• Exercise task
Pictures stay out. Extract the lines below from the first one through the line with "const navBottom = ['Groups', 'Users'];", both included.

• Listed entries
-*-*-

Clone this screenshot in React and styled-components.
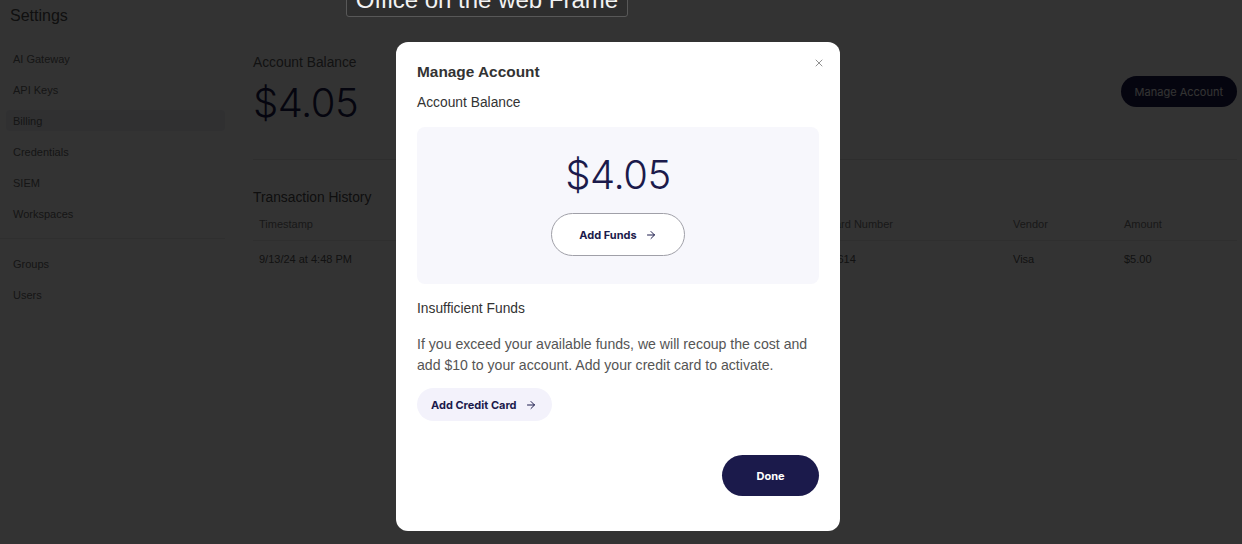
import { createGlobalStyle, styled } from 'styled-components';
import { ArrowRight, X } from 'lucide-react';

const GlobalStyle = createGlobalStyle`
	html, body {
		margin: 0;
		padding: 0;
		background: #ffffff;
		font-family: 'Liberation Sans', Arial, sans-serif;
		overflow: hidden;
	}
	* {
		box-sizing: border-box;
	}
`;

const navTop = ['AI Gateway', 'API Keys', 'Billing', 'Credentials', 'SIEM', 'Workspaces'];
const navBottom = ['Groups', 'Users'];

const App = () => {
	return (
		<>
			<GlobalStyle />
			<Page>
				<Sidebar>
					<Title>Settings</Title>
					<NavList>
						{navTop.map(item => (
							<NavItem key={item} $active={item === 'Billing'}>
								{item}
							</NavItem>
						))}
					</NavList>
					<NavDivider />
					<NavList>
						{navBottom.map(item => (
							<NavItem key={item}>{item}</NavItem>
						))}
					</NavList>
				</Sidebar>
				<Main>
					<BalanceRow>
						<div>
							<Label>Account Balance</Label>
							<BigAmount>$4.05</BigAmount>
						</div>
						<DarkPill>Manage Account</DarkPill>
					</BalanceRow>
					<SectionTitle>Transaction History</SectionTitle>
					<Table>
						<HeadCell>Timestamp</HeadCell>
						<HeadCell>Card Number</HeadCell>
						<HeadCell>Vendor</HeadCell>
						<HeadCell>Amount</HeadCell>
						<Cell>9/13/24 at 4:48 PM</Cell>
						<Cell>*4614</Cell>
						<Cell>Visa</Cell>
						<Cell>$5.00</Cell>
					</Table>
				</Main>
			</Page>

			<Overlay>
				<Modal>
					<ModalHeader>
						<ModalTitle>Manage Account</ModalTitle>
						<CloseButton aria-label='Close'>
							<X size={12} strokeWidth={1.5} />
						</CloseButton>
					</ModalHeader>
					<SubTitle>Account Balance</SubTitle>
					<BalanceCard>
						<CardAmount>$4.05</CardAmount>
						<OutlinePill>
							Add Funds <ArrowRight size={12} strokeWidth={2} />
						</OutlinePill>
					</BalanceCard>
					<SubTitle $top={17}>Insufficient Funds</SubTitle>
					<Paragraph>
						If you exceed your available funds, we will recoup the cost and add $10 to your
						account. Add your credit card to activate.
					</Paragraph>
					<SoftPill>
						Add Credit Card <ArrowRight size={12} strokeWidth={2} />
					</SoftPill>
					<Footer>
						<DonePill>Done</DonePill>
					</Footer>
				</Modal>
			</Overlay>

			<Tooltip>Office on the web Frame</Tooltip>
		</>
	);
};

const Page = styled.div`
	display: flex;
	width: 1242px;
	height: 544px;
	background: #ffffff;
`;

const Sidebar = styled.aside`
	width: 232px;
	flex-shrink: 0;
	padding-top: 6px;
`;

const Title = styled.h1`
	margin: 0 0 22px 10px;
	font-size: 16px;
	line-height: 20px;
	font-weight: 400;
	color: #505050;
`;

const NavList = styled.nav`
	display: flex;
	flex-direction: column;
	gap: 10px;
`;

const NavItem = styled.div`
	height: 21px;
	margin: 0 7px 0 6px;
	padding: 0 7px;
	border-radius: 4px;
	display: flex;
	align-items: center;
	font-size: 11px;
	color: #6a6a6a;
	background: ${props => (props.$active ? '#eef0f6' : 'transparent')};
`;

const NavDivider = styled.hr`
	margin: 14px 7px 14px 0;
	border: none;
	border-top: 1px solid #ececec;
`;

const Main = styled.main`
	flex: 1;
	padding: 54px 5px 0 21px;
`;

const BalanceRow = styled.div`
	display: flex;
	align-items: center;
	justify-content: space-between;
	padding-bottom: 30px;
	border-bottom: 1px solid #e6e6e6;
`;

const Label = styled.div`
	font-size: 13.8px;
	line-height: 17px;
	color: #5a5a5a;
`;

const BigAmount = styled.div`
	margin-top: 6px;
	font-family: Inter, 'Liberation Sans', sans-serif;
	font-size: 40px;
	line-height: 52px;
	font-weight: 300;
	letter-spacing: -0.5px;
	color: #1b1a4b;
`;

const DarkPill = styled.button`
	height: 31px;
	padding: 0 14px;
	border: none;
	border-radius: 999px;
	background: #1b1a4b;
	color: #ffffff;
	font-family: Inter, 'Liberation Sans', sans-serif;
	font-size: 11px;
`;

const SectionTitle = styled.h2`
	margin: 29px 0 0;
	font-size: 13.8px;
	line-height: 17px;
	font-weight: 400;
	color: #4a4a4a;
`;

const Table = styled.div`
	display: grid;
	grid-template-columns: 568px 186px 111px 1fr;
	margin-top: 1px;
`;

const HeadCell = styled.div`
	padding: 0 6px;
	height: 34px;
	display: flex;
	align-items: center;
	font-size: 11px;
	color: #7a7a7a;
	border-bottom: 1px solid #ececec;
`;

const Cell = styled.div`
	padding: 0 6px;
	height: 36px;
	display: flex;
	align-items: center;
	font-size: 11px;
	color: #5a5a5a;
`;

const Overlay = styled.div`
	position: fixed;
	inset: 0;
	display: flex;
	justify-content: center;
	align-items: flex-start;
	padding: 42px 6px 0 0;
	background: rgba(0, 0, 0, 0.8);
`;

const Modal = styled.div`
	width: 444px;
	height: 489px;
	padding: 21px 21px 35px;
	background: #ffffff;
	border-radius: 12px;
	display: flex;
	flex-direction: column;
`;

const ModalHeader = styled.div`
	display: flex;
	justify-content: space-between;
	align-items: flex-start;
`;

const ModalTitle = styled.h3`
	margin: 0;
	font-size: 15.4px;
	line-height: 17px;
	font-weight: 700;
	color: #333333;
`;

const CloseButton = styled.button`
	margin: -6px -6px 0 0;
	padding: 0;
	border: none;
	background: none;
	color: #6e6e6e;
	display: flex;
`;

const SubTitle = styled.div`
	margin-top: ${props => props.$top ?? 15}px;
	font-size: 13.8px;
	line-height: 16px;
	color: #333333;
`;

const BalanceCard = styled.div`
	margin-top: 16px;
	height: 157px;
	padding-top: 24px;
	border-radius: 8px;
	background: #f7f7fc;
	display: flex;
	flex-direction: column;
	align-items: center;
`;

const CardAmount = styled.div`
	font-family: Inter, 'Liberation Sans', sans-serif;
	font-size: 40px;
	line-height: 48px;
	font-weight: 300;
	letter-spacing: -0.5px;
	color: #1b1a4b;
`;

const PillBase = styled.button`
	display: inline-flex;
	align-items: center;
	gap: 8px;
	border-radius: 999px;
	font-family: Inter, 'Liberation Sans', sans-serif;
	font-size: 11px;
	font-weight: 700;
	color: #1b1a4b;
	cursor: pointer;
`;

const OutlinePill = styled(PillBase)`
	margin-top: 14px;
	width: 134px;
	height: 43px;
	justify-content: center;
	border: 1px solid #a0a0a8;
	background: #ffffff;
`;

const Paragraph = styled.p`
	margin: 17px 0 0;
	font-size: 14.1px;
	line-height: 21px;
	color: #555555;
`;

const SoftPill = styled(PillBase)`
	margin-top: 12px;
	align-self: flex-start;
	height: 33px;
	padding: 0 15px 0 14px;
	border: none;
	background: #f3f2fb;
`;

const Footer = styled.div`
	margin-top: auto;
	display: flex;
	justify-content: flex-end;
`;

const DonePill = styled(PillBase)`
	width: 97px;
	height: 41px;
	justify-content: center;
	border: none;
	background: #1b1a4b;
	color: #ffffff;
`;

const Tooltip = styled.div`
	position: fixed;
	left: 346px;
	top: -22px;
	height: 39px;
	width: 282px;
	padding: 9px 0 0;
	text-align: center;
	background: #2e2e2e;
	border: 1px solid #585858;
	border-radius: 0 0 3px 3px;
	font-size: 24px;
	line-height: 24px;
	color: #f2f2f2;
`;

export default App;
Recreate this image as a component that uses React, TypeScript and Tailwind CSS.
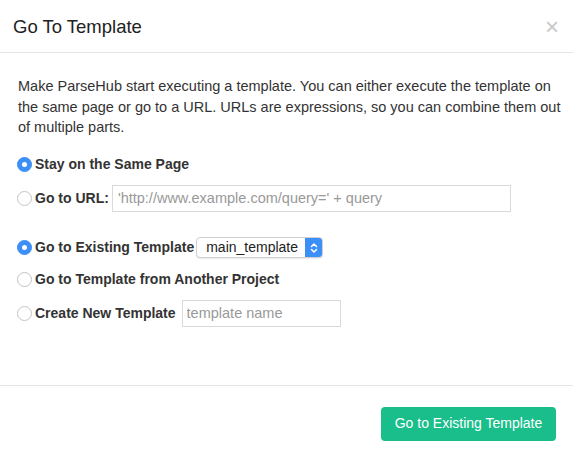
import { useState } from 'react';

type Choice = 'same' | 'url';
type Target = 'existing' | 'another' | 'new';

function Radio({ checked, onClick }: { checked: boolean; onClick: () => void }) {
  return (
    <button
      type="button"
      onClick={onClick}
      className={`flex h-[15px] w-[15px] shrink-0 items-center justify-center rounded-full border ${
        checked ? 'border-[#3b8ff7] bg-[#3b8ff7]' : 'border-[#c4c4c4] bg-white'
      }`}
    >
      {checked && <span className="h-[5px] w-[5px] rounded-full bg-white" />}
    </button>
  );
}

export default function App() {
  const [choice, setChoice] = useState<Choice>('same');
  const [target, setTarget] = useState<Target>('existing');

  return (
    <div className="min-h-screen bg-white text-[#333] font-['Liberation_Sans',Arial,sans-serif]">
      {/* Header */}
      <header className="flex h-[53px] items-center justify-between border-b border-[#e5e5e5] pl-[13px] pr-[14px] pt-[1px]">
        <h1 className="text-[18.5px] text-[#222]">Go To Template</h1>
        <button type="button" className="text-[24px] leading-none text-[#c8c8c8]">
          ×
        </button>
      </header>

      {/* Body */}
      <main className="pl-[17px] pr-[17px] pt-[23px] pb-[58px]">
        <p className="-mr-[8px] text-[14.5px] leading-[20.5px] pl-[1px]">
          Make ParseHub start executing a template. You can either execute the template on the same
          page or go to a URL. URLs are expressions, so you can combine them out of multiple parts.
        </p>

        <div className="mt-[17px] flex h-[20px] items-center gap-[3px] text-[14px] font-bold">
          <Radio checked={choice === 'same'} onClick={() => setChoice('same')} />
          <span>Stay on the Same Page</span>
        </div>

        <div className="mt-[10px] flex h-[27px] items-center gap-[3px] text-[14px] font-bold">
          <Radio checked={choice === 'url'} onClick={() => setChoice('url')} />
          <span>Go to URL:</span>
          <input
            className="h-[27px] w-[399px] border border-[#d9d9d9] px-[5px] text-[14.5px] font-normal outline-none placeholder:text-[#999]"
            placeholder="'http://www.example.com/query=' + query"
          />
        </div>

        <div className="mt-[26px] flex h-[20px] items-center gap-[3px] text-[14px] font-bold">
          <Radio checked={target === 'existing'} onClick={() => setTarget('existing')} />
          <span>Go to Existing Template</span>
          <div className="-ml-[1px] flex h-[21px] w-[127px] items-stretch overflow-hidden rounded-[4px] border border-[#d0d0d0] bg-white font-normal shadow-[0_1px_1px_rgba(0,0,0,0.08)]">
            <span className="flex-1 pl-[9px] text-[14px] leading-[19px] text-[#222]">main_template</span>
            <span className="flex w-[17px] items-center justify-center bg-[#3b8ff7]">
              <svg width="8" height="12" viewBox="0 0 8 12" fill="none" stroke="white" strokeWidth="1.5" strokeLinecap="round" strokeLinejoin="round">
                <path d="M1.5 4.5 4 2l2.5 2.5" />
                <path d="M1.5 7.5 4 10l2.5-2.5" />
              </svg>
            </span>
          </div>
        </div>

        <div className="mt-[12px] flex h-[20px] items-center gap-[3px] text-[14px] font-bold">
          <Radio checked={target === 'another'} onClick={() => setTarget('another')} />
          <span>Go to Template from Another Project</span>
        </div>

        <div className="mt-[10px] flex h-[27px] items-center gap-[3px] text-[14px] font-bold">
          <Radio checked={target === 'new'} onClick={() => setTarget('new')} />
          <span>Create New Template</span>
          <input
            className="ml-[3px] h-[27px] w-[159px] border border-[#d9d9d9] px-[4px] text-[14.5px] font-normal outline-none placeholder:text-[#999]"
            placeholder="template name"
          />
        </div>
      </main>

      {/* Footer */}
      <footer className="flex justify-end border-t border-[#e5e5e5] pt-[21px] pr-[17px]">
        <button
          type="button"
          className="h-[34px] w-[175px] rounded-[4px] bg-[#1abe8b] text-[14px] text-white"
        >
          Go to Existing Template
        </button>
      </footer>
    </div>
  );
}
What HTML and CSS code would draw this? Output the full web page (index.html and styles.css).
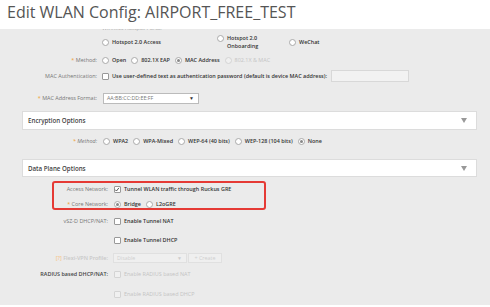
FILE: index.html
```html
<!DOCTYPE html>
<html>
<head>
<meta charset="utf-8">
<link rel="stylesheet" href="styles.css">
</head>
<body>
<h1 class="title">Edit WLAN Config: AIRPORT_FREE_TEST</h1>
<div class="panel">
  <div class="row clip-row">
    <span class="lbl"></span>
    <span class="ctl faded">Wireless Hotspot Portal</span>
  </div>
  <div class="row row-top">
    <span class="lbl"></span>
    <div class="grid3">
      <span class="opt"><i class="radio"></i>Hotspot 2.0 Access</span>
      <span class="opt opt-top"><i class="radio"></i><span>Hotspot 2.0<br>Onboarding</span></span>
      <span class="opt"><i class="radio"></i>WeChat</span>
    </div>
  </div>
  <div class="row">
    <span class="lbl"><b class="req">*</b> Method:</span>
    <div class="opts">
      <span class="opt"><i class="radio"></i>Open</span>
      <span class="opt"><i class="radio"></i>802.1X EAP</span>
      <span class="opt"><i class="radio on"></i>MAC Address</span>
      <span class="opt dis"><i class="radio"></i>802.1X &amp; MAC</span>
    </div>
  </div>
  <div class="row">
    <span class="lbl">MAC Authentication:</span>
    <div class="opts">
      <span class="opt"><i class="check"></i>Use user-defined text as authentication password (default is device MAC address):</span>
      <span class="field"></span>
    </div>
  </div>
  <div class="row row-format">
    <span class="lbl"><b class="req">*</b> MAC Address Format:</span>
    <span class="select"><span>AA:BB:CC:DD:EE:FF</span><b class="caret">&#9660;</b></span>
  </div>

  <div class="section sec-enc"><span>Encryption Options</span><b class="tri"></b></div>
  <div class="row row-enc">
    <span class="lbl"><b class="req">*</b> Method:</span>
    <div class="opts">
      <span class="opt"><i class="radio"></i>WPA2</span>
      <span class="opt"><i class="radio"></i>WPA-Mixed</span>
      <span class="opt"><i class="radio"></i>WEP-64 (40 bits)</span>
      <span class="opt"><i class="radio"></i>WEP-128 (104 bits)</span>
      <span class="opt"><i class="radio on"></i>None</span>
    </div>
  </div>

  <div class="section sec-dp"><span>Data Plane Options</span><b class="tri"></b></div>
  <div class="mark">
    <div class="row2 row-an">
      <span class="lbl2">Access Network:</span>
      <span class="opt"><i class="check on"><svg viewBox="0 0 8 8"><path d="M1.5 4.2 L3.3 6 L6.6 1.8" fill="none" stroke="#333" stroke-width="1.1"/></svg></i>Tunnel WLAN traffic through Ruckus GRE</span>
    </div>
    <div class="row2 row-cn">
      <span class="lbl2"><b class="req">*</b> Core Network:</span>
      <div class="opts">
        <span class="opt"><i class="radio on"></i>Bridge</span>
        <span class="opt"><i class="radio"></i>L2oGRE</span>
      </div>
    </div>
  </div>
  <div class="row dp r-vsz">
    <span class="lbl">vSZ-D DHCP/NAT:</span>
    <span class="opt"><i class="check"></i>Enable Tunnel NAT</span>
  </div>
  <div class="row dp r-dhcp">
    <span class="lbl"></span>
    <span class="opt"><i class="check"></i>Enable Tunnel DHCP</span>
  </div>
  <div class="row dp r-flexi faded-row">
    <span class="lbl"><b class="q">[?]</b> Flexi-VPN Profile:</span>
    <span class="select dis-select"><span>Disable</span><b class="caret">&#9660;</b></span>
    <span class="btn">+ Create</span>
  </div>
  <div class="row dp r-radius">
    <span class="lbl lbl-dark">RADIUS based DHCP/NAT:</span>
    <span class="opt dis"><i class="check"></i>Enable RADIUS based NAT</span>
  </div>
  <div class="row dp r-rdhcp">
    <span class="lbl"></span>
    <span class="opt dis"><i class="check"></i>Enable RADIUS based DHCP</span>
  </div>
</div>
</body>
</html>
```

FILE: styles.css
```css
* { box-sizing: border-box; }
html, body { margin: 0; padding: 0; background: #fff; }
body {
  width: 490px;
  height: 307px;
  overflow: hidden;
  font-family: "Open Sans", "Liberation Sans", sans-serif;
}
.title {
  margin: 0;
  height: 29px;
  padding: 2px 0 0 7px;
  font-size: 16px;
  line-height: 20px;
  font-weight: 400;
  color: #555;
}
.panel {
  background: #ebebeb;
  height: 276px;
  overflow: hidden;
  font-size: 5.45px;
  color: #333;
  font-weight: 600;
}
.row {
  display: flex;
  align-items: center;
  height: 16px;
}
.lbl {
  flex: none;
  width: 97px;
  text-align: right;
  color: #777;
  font-weight: 400;
  margin-right: 5px;
  white-space: nowrap;
}
.req { color: #f0a030; font-weight: 400; }
.clip-row { height: 10px; margin-top: -6px; }
.faded { color: #aaa; font-weight: 400; }
.row-top { height: 19px; align-items: flex-start; padding-top: 1px; }
.grid3 {
  display: grid;
  grid-template-columns: 115px 72px auto;
  line-height: 8px;
}
.opt {
  display: inline-flex;
  align-items: center;
  white-space: nowrap;
  line-height: 8px;
}
.opt-top { align-items: flex-start; }
.opt-top .radio { margin-top: 0.5px; }
.opts { display: flex; align-items: center; gap: 5px; }
.radio {
  flex: none;
  width: 7px;
  height: 7px;
  border: 1px solid #aaa;
  border-radius: 50%;
  background: #fff;
  margin-right: 3px;
  position: relative;
}
.radio.on::after {
  content: "";
  position: absolute;
  left: 1px; top: 1px;
  width: 3px; height: 3px;
  border-radius: 50%;
  background: #888;
}
.check {
  flex: none;
  width: 7px;
  height: 7px;
  border: 1px solid #999;
  background: #fff;
  margin-right: 3px;
  border-radius: 1px;
  display: inline-flex;
}
.check svg { width: 7px; height: 7px; margin: -1px 0 0 -1px; }
.dis { color: #c4c4c4; font-weight: 400; }
.dis .radio, .dis .check { border-color: #d4d4d4; background: #f0f0f0; }
.field {
  width: 78px;
  height: 12px;
  background: #f2f2f2;
  border: 1px solid #d8d8d8;
  margin-left: -1px;
}
.row-format { height: 16px; margin-top: 6px; }
.select {
  display: flex;
  align-items: center;
  justify-content: space-between;
  width: 96px;
  height: 11px;
  margin-left: 1px;
  background: #fff;
  border: 1px solid #bbb;
  padding: 0 4px 0 3px;
  color: #777;
  font-weight: 400;
  font-size: 5.3px;
}
.caret { font-size: 5px; color: #333; }
.section {
  display: flex;
  align-items: center;
  justify-content: space-between;
  margin-left: 22px;
  width: 455px;
  background: #fff;
  border: 1px solid #dcdcdc;
  padding: 0 9px 0 5px;
  color: #444;
  font-size: 6.2px;
  font-weight: 600;
}
.sec-enc { height: 19px; margin-top: 5px; }
.sec-dp { height: 18px; margin-top: 10px; }
.tri {
  width: 0; height: 0;
  border-left: 3.5px solid transparent;
  border-right: 3.5px solid transparent;
  border-top: 5px solid #999;
}
.row-enc { margin-top: 3px; }
.row-enc .lbl { font-style: italic; }
.row-enc .opts { margin-left: 1px; }
.mark {
  margin: 4px 0 0 52px;
  width: 214px;
  height: 29px;
  border: 2px solid #e53a35;
  border-radius: 3px;
  padding-top: 2px;
}
.row2 { display: flex; align-items: center; height: 8px; }
.row-cn { margin-top: 7px; }
.lbl2 {
  flex: none;
  width: 54px;
  text-align: right;
  color: #777;
  font-weight: 400;
  margin-right: 6px;
  white-space: nowrap;
}
.row.dp .lbl { width: 108px; margin-right: 6px; }
.r-vsz { margin-top: 3px; }
.r-dhcp { margin-top: 3px; }
.r-flexi { margin-top: 2px; }
.r-rdhcp { margin-top: 4px; }
.faded-row .lbl { color: #c8c8c8; font-weight: 600; }
.q { color: #f5c890; font-weight: 600; }
.dis-select {
  width: 74px;
  height: 10px;
  margin-left: -1px;
  background: #efefef;
  border-color: #e0e0e0;
  color: #d0d0d0;
}
.dis-select .caret { color: #ccc; }
.btn {
  margin-left: 1px;
  width: 34px;
  height: 10px;
  border: 1px solid #e0e0e0;
  background: #efefef;
  color: #d0d0d0;
  font-weight: 400;
  display: flex;
  align-items: center;
  justify-content: center;
}
.lbl-dark { color: #444 !important; font-weight: 600 !important; }
```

-*-*-

• Final answer
Clone this screenshot in React and styled-components.
import { createGlobalStyle, styled } from 'styled-components';
import { ArrowRight, X } from 'lucide-react';

const GlobalStyle = createGlobalStyle`
	html, body {
		margin: 0;
		padding: 0;
		background: #ffffff;
		font-family: 'Liberation Sans', Arial, sans-serif;
		overflow: hidden;
	}
	* {
		box-sizing: border-box;
	}
`;

const navTop = ['AI Gateway', 'API Keys', 'Billing', 'Credentials', 'SIEM', 'Workspaces'];
const navBottom = ['Groups', 'Users'];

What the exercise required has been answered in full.